The American Jewish Committee
The first American Jewish organization to fight for the civil rights of Jews--and everyone--at home and abroad
Reprinted with permission from the American Jewish Desk Reference (The Philip Lief Group).
Founded November 11, 1906, the American Jewish Committee was the first organization established by American Jews to address the need to defend Jewish civil rights in the United States and throughout the world. Sparked by the large wave of anti-Jewish pogroms in czarist Russia, particularly the two massacres of Jews in Kishinev in 1903 and 1905, three American Jewish leaders--Oscar S. Straus, Jacob F Schiff, and Cyrus L. Sulzberger--undertook to raise funds for relief of the victims and thereby put in place the machinery for significant fundraising within the Jewish community, the first of its kind in the United States.
In early 1907, joined by Cyrus Adler, Louis Marshall, Judah L. Magnes, Simon Wolf, and other important American Jewish jurists and industrialists of the established German-Jewish elite, they formed a Committee of Fifty to establish a permanent organization
that aimed "...to prevent the infraction of the civil and religious rights of Jews, in any part of the world" and "...to render all lawful assistance" to those Jews whose rights were threatened.
Focus on Russia
In its early years, the American Jewish Committee acted to keep the doors of the United States open to Jewish immigrants and lobbied for the defense of the rights of American Jews traveling in Russia.
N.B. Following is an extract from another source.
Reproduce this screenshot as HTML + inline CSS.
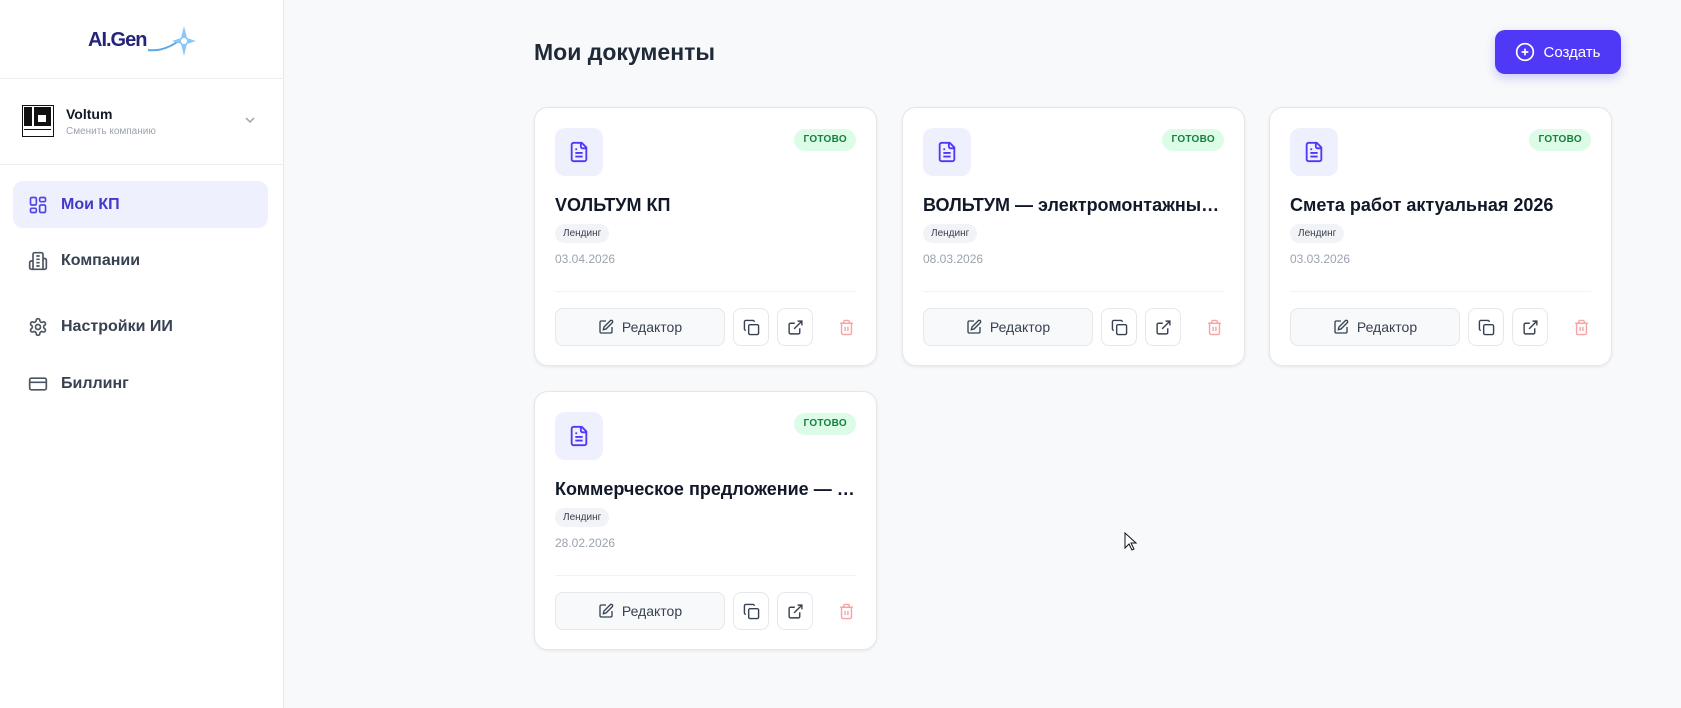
<!DOCTYPE html>
<html><head><meta charset="utf-8"><style>
*{box-sizing:border-box;margin:0;padding:0}
body{width:1681px;height:708px;overflow:hidden;background:#f8f9fb;font-family:"Liberation Sans","DejaVu Sans",sans-serif;color:#111827;position:relative}
.side{position:absolute;left:0;top:0;width:284px;height:708px;background:#fff;border-right:1px solid #e5e7eb}
.hr{position:absolute;left:0;width:284px;height:1px;background:#eceef1}
.nav{position:absolute;left:13px;width:255px;height:47px;border-radius:10px;display:flex;align-items:center;padding-left:15px;font-size:16px;font-weight:bold;color:#374151}
.nav svg{width:20px;height:20px;margin-right:13px}
.card{position:absolute;width:343px;height:259px;background:#fff;border:1px solid #e5e7eb;border-radius:14px;box-shadow:0 1px 3px rgba(0,0,0,.08)}
.ic{position:absolute;left:20px;top:20px;width:48px;height:48px;border-radius:10px;background:#eef0fd;display:flex;align-items:center;justify-content:center}
.badge{position:absolute;right:20px;top:21px;height:22px;padding:0 9px;border-radius:11px;background:#dcfce7;color:#15803d;font-size:10px;font-weight:bold;line-height:22px;letter-spacing:.3px}
.title{position:absolute;left:20px;top:87px;width:305px;font-size:18px;font-weight:bold;white-space:nowrap;overflow:hidden;text-overflow:ellipsis;color:#111827}
.tag{position:absolute;left:20px;top:116px;height:19px;padding:0 8px;border-radius:10px;background:#f1f3f6;font-size:10px;color:#374151;line-height:19px}
.date{position:absolute;left:20px;top:144px;font-size:12px;color:#9ca3af}
.div{position:absolute;left:20px;right:20px;top:183px;height:1px;background:#f1f2f4}
.ed{position:absolute;left:20px;top:200px;width:170px;height:38px;border:1px solid #e5e7eb;border-radius:8px;background:#f8f9fb;display:flex;align-items:center;justify-content:center;font-size:14px;color:#374151}
.ed svg{margin-right:8px}
.sq{position:absolute;top:200px;width:36px;height:38px;border:1px solid #e5e7eb;border-radius:8px;background:#fff;display:flex;align-items:center;justify-content:center}
.tr{position:absolute;top:200px;left:293px;width:36px;height:38px;display:flex;align-items:center;justify-content:center}
</style></head><body>
<div class="side">
 <div style="position:absolute;left:88px;top:29px;font-size:20px;font-weight:bold;color:#24257a;letter-spacing:-1px">AI.Gen</div>
 <svg style="position:absolute;left:140px;top:24px" width="56" height="34" viewBox="0 0 56 34"><path d="M8 26 Q24 28 40 16" stroke="#5aa8e8" stroke-width="2" fill="none"/><path d="M44 2 L47 14 L56 17 L47 20 L44 32 L41 20 L32 17 L41 14 Z" fill="#8cc8f5"/><circle cx="44" cy="17" r="3" fill="#fff"/></svg>
 <div class="hr" style="top:78px"></div>
 <div style="position:absolute;left:22px;top:105px;width:32px;height:32px;border:1.5px solid #111;background:#fff"><div style="position:absolute;left:1px;top:1px;width:8px;height:19px;background:#111"></div><div style="position:absolute;left:11px;top:1px;width:17px;height:19px;background:#111"></div><div style="position:absolute;left:15px;top:9px;width:8px;height:7px;background:#fff"></div><div style="position:absolute;left:1px;top:23px;width:27px;height:1px;background:#111"></div></div>
 <div style="position:absolute;left:66px;top:106px;font-size:14px;font-weight:bold">Voltum</div>
 <div style="position:absolute;left:66px;top:126px;font-size:10px;color:#9ca3af">Сменить компанию</div>
 <svg style="position:absolute;left:244px;top:116px" width="12" height="8" viewBox="0 0 12 8"><path d="M2 2l4 4 4-4" stroke="#9ca3af" stroke-width="1.5" fill="none"/></svg>
 <div class="hr" style="top:164px"></div>
 <div class="nav" style="top:181px;background:#eef0fd;color:#4338ca"><svg viewBox="0 0 24 24" fill="none" stroke="#4f46e5" stroke-width="2"><rect x="3" y="3" width="7" height="9" rx="1.5"/><rect x="14" y="3" width="7" height="5" rx="1.5"/><rect x="14" y="12" width="7" height="9" rx="1.5"/><rect x="3" y="16" width="7" height="5" rx="1.5"/></svg>Мои КП</div>
 <div class="nav" style="top:237px"><svg viewBox="0 0 24 24" fill="none" stroke="#4b5563" stroke-width="2"><path d="M6 22V4a2 2 0 0 1 2-2h8a2 2 0 0 1 2 2v18Z"/><path d="M6 12H4a2 2 0 0 0-2 2v6a2 2 0 0 0 2 2h2M18 9h2a2 2 0 0 1 2 2v9a2 2 0 0 1-2 2h-2M10 6h4M10 10h4M10 14h4M10 18h4"/></svg>Компании</div>
 <div class="nav" style="top:303px"><svg viewBox="0 0 24 24" fill="none" stroke="#4b5563" stroke-width="2"><path d="M12.2 2h-.4a2 2 0 0 0-2 2v.2a2 2 0 0 1-1 1.7l-.4.3a2 2 0 0 1-2 0l-.2-.1a2 2 0 0 0-2.7.7l-.2.4a2 2 0 0 0 .7 2.7l.2.1a2 2 0 0 1 1 1.7v.5a2 2 0 0 1-1 1.7l-.2.1a2 2 0 0 0-.7 2.7l.2.4a2 2 0 0 0 2.7.7l.2-.1a2 2 0 0 1 2 0l.4.3a2 2 0 0 1 1 1.7v.2a2 2 0 0 0 2 2h.4a2 2 0 0 0 2-2v-.2a2 2 0 0 1 1-1.7l.4-.3a2 2 0 0 1 2 0l.2.1a2 2 0 0 0 2.7-.7l.2-.4a2 2 0 0 0-.7-2.7l-.2-.1a2 2 0 0 1-1-1.7v-.5a2 2 0 0 1 1-1.7l.2-.1a2 2 0 0 0 .7-2.7l-.2-.4a2 2 0 0 0-2.7-.7l-.2.1a2 2 0 0 1-2 0l-.4-.3a2 2 0 0 1-1-1.7V4a2 2 0 0 0-2-2z"/><circle cx="12" cy="12" r="3"/></svg>Настройки ИИ</div>
 <div class="nav" style="top:360px"><svg viewBox="0 0 24 24" fill="none" stroke="#4b5563" stroke-width="2"><rect x="2" y="5" width="20" height="14" rx="2"/><path d="M2 10h20"/></svg>Биллинг</div>
</div>
<div style="position:absolute;left:534px;top:39px;font-size:23px;font-weight:bold;color:#1f2937">Мои документы</div>
<div style="position:absolute;left:1495px;top:30px;width:126px;height:44px;border-radius:10px;background:#4f39f6;box-shadow:0 4px 10px rgba(79,57,246,.25);color:#fff;font-size:15px;display:flex;align-items:center;justify-content:center"><svg width="20" height="20" viewBox="0 0 24 24" fill="none" stroke="#fff" stroke-width="2" style="margin-right:8px"><circle cx="12" cy="12" r="10"/><path d="M8 12h8M12 8v8"/></svg>Создать</div>

<div class="card" style="left:534px;top:107px"></div>
<div class="card" style="left:902px;top:107px"></div>
<div class="card" style="left:1269px;top:107px"></div>
<div class="card" style="left:534px;top:391px"></div>
<script>
var t=["VОЛЬТУМ КП","ВОЛЬТУМ — электромонтажные работы","Смета работ актуальная 2026","Коммерческое предложение — Voltum"];
var d=["03.04.2026","08.03.2026","03.03.2026","28.02.2026"];
var cs=document.querySelectorAll('.card');
cs.forEach(function(c,i){c.innerHTML='<div class="ic"><svg width="22" height="22" viewBox="0 0 24 24" fill="none" stroke="#4f39f6" stroke-width="2" stroke-linejoin="round"><path d="M15 2H6a2 2 0 0 0-2 2v16a2 2 0 0 0 2 2h12a2 2 0 0 0 2-2V7Z"/><path d="M14 2v4a2 2 0 0 0 2 2h4M10 9H8M16 13H8M16 17H8"/></svg></div><div class="badge">ГОТОВО</div><div class="title">'+t[i]+'</div><div class="tag">Лендинг</div><div class="date">'+d[i]+'</div><div class="div"></div><div class="ed"><svg width="16" height="16" viewBox="0 0 24 24" fill="none" stroke="#374151" stroke-width="2"><path d="M12 3H5a2 2 0 0 0-2 2v14a2 2 0 0 0 2 2h14a2 2 0 0 0 2-2v-7"/><path d="M18.4 2.6a2.1 2.1 0 0 1 3 3L12 15l-4 1 1-4Z"/></svg>Редактор</div><div class="sq" style="left:198px"><svg width="17" height="17" viewBox="0 0 24 24" fill="none" stroke="#374151" stroke-width="2"><rect x="8" y="8" width="14" height="14" rx="2"/><path d="M4 16c-1.1 0-2-.9-2-2V4c0-1.1.9-2 2-2h10c1.1 0 2 .9 2 2"/></svg></div><div class="sq" style="left:242px"><svg width="17" height="17" viewBox="0 0 24 24" fill="none" stroke="#374151" stroke-width="2"><path d="M15 3h6v6M10 14 21 3M18 13v6a2 2 0 0 1-2 2H5a2 2 0 0 1-2-2V8a2 2 0 0 1 2-2h6"/></svg></div><div class="tr"><svg width="17" height="17" viewBox="0 0 24 24" fill="none" stroke="#f5a3a3" stroke-width="2"><path d="M3 6h18M19 6v14c0 1-1 2-2 2H7c-1 0-2-1-2-2V6M8 6V4c0-1 1-2 2-2h4c1 0 2 1 2 2v2M10 11v6M14 11v6"/></svg></div>';});
</script>
<svg style="position:absolute;left:1124px;top:532px" width="14" height="20" viewBox="0 0 14 20"><path d="M1 1v15l4-4 3 6 2-1-3-6h5Z" fill="#fff" stroke="#111" stroke-width="1"/></svg>
</body></html>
The latter project, following a key speech by Louis Marshall, resulted in the American government's abrogation of the 1832 Russo-American Treaty of Commerce in 1911 because of Russia's refusal to comply with an American demand for equal treatment of Jews. In arguing for the inviolability of American citizenship, Marshall invoked universal themes when he stated, "We can never suffer any question here concerning individual rights but such as relates to the entire American people."
Expanding the Mission
Under Marshall's leadership the American Jewish Committee expanded its mission to the defense of the rights of all Americans, regardless of race, creed, or religion. In 1913 the Committee was one of a number of groups that lobbied the United States government to press for human rights guarantees following the end of the Balkan Wars and supported the New York State Civil Rights Law, which prohibited the advertisement of discriminatory restrictions in hotels and other public places. During World War I the Committee was instrumental in the founding of the American Jewish Joint Distribution Committee, a relief organization, and the National Jewish Welfare Board, a social welfare organization devoted to the needs of American servicemen, both Jewish and non-Jewish.
In the post-war world the Committee's agenda increasingly reflected American domestic concerns. In the 1920s the Committee, through an amicus curiae (friend of the court) brief, supported the right of Catholics to send their children to private parochial schools rather than to public school. Between 1933 and 1940, the Committee sponsored an educational campaign in the United States to counter Nazi and other anti-Semitic propaganda.